===== INPUT MATERIAL =====

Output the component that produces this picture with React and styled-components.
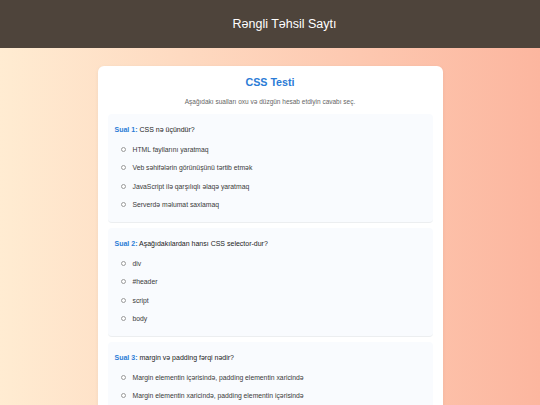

=====
===== INPUT MATERIAL =====

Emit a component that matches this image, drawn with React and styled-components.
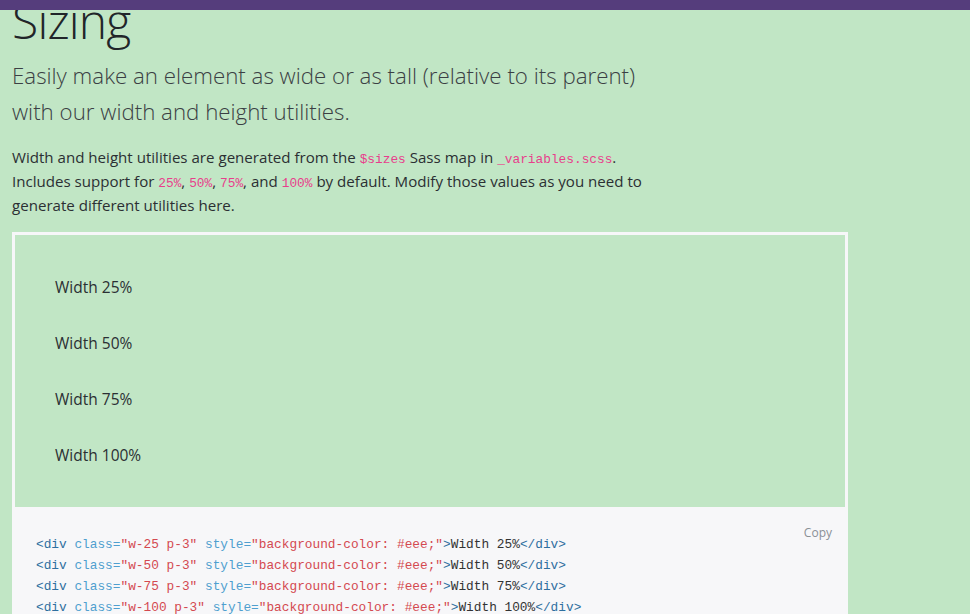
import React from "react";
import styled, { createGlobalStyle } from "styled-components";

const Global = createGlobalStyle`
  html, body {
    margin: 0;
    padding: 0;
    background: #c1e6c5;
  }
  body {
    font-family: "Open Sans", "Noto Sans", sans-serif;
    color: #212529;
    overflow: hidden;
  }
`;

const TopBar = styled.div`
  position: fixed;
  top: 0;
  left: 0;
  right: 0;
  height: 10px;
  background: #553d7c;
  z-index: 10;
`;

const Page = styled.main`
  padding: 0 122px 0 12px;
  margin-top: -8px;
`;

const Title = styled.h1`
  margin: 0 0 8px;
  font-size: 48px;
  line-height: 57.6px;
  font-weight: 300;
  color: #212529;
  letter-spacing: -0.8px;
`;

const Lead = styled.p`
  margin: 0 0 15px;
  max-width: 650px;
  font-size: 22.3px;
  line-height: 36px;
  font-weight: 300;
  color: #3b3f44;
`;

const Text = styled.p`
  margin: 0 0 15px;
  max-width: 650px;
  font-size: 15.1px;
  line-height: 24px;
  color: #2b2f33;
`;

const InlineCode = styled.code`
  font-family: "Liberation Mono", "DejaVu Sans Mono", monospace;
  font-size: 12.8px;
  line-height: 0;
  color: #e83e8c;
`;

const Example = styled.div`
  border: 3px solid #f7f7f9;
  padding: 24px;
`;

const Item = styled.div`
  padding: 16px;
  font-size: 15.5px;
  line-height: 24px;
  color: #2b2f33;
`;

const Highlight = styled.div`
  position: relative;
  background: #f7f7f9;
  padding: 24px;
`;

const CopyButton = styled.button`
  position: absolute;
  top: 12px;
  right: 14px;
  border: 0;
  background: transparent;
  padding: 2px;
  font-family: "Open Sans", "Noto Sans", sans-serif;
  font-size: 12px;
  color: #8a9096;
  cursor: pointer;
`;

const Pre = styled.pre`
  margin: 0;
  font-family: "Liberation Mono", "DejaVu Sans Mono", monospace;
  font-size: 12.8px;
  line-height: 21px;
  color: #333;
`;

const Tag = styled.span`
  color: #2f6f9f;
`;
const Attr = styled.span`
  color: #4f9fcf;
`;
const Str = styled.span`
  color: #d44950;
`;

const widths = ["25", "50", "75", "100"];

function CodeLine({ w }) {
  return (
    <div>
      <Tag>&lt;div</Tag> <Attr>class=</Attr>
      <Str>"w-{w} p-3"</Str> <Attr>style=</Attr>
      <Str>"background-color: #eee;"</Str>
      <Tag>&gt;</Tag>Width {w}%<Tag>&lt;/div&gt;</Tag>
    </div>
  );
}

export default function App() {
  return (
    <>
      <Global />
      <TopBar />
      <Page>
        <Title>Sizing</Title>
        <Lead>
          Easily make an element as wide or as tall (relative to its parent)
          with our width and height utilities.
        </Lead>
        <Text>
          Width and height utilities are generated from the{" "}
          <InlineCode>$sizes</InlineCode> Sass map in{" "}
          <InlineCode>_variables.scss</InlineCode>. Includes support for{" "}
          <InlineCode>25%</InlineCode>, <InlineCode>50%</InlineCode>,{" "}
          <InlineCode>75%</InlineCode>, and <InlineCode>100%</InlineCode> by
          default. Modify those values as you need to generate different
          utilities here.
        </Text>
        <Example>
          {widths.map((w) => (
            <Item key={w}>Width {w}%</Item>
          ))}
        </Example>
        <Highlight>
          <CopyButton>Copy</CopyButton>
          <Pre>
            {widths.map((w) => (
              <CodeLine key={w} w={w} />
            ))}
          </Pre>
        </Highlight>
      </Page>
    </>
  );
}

=====

#### [EXERCISE OBJECTIVE]
Search the preceding listing for the word "React" and pull out every line that holds it.

#### [OUTPUT FOR THIS TASK]
Output the component that produces this picture with React and styled-components.
Emit a component that matches this image, drawn with React and styled-components.
import React from "react";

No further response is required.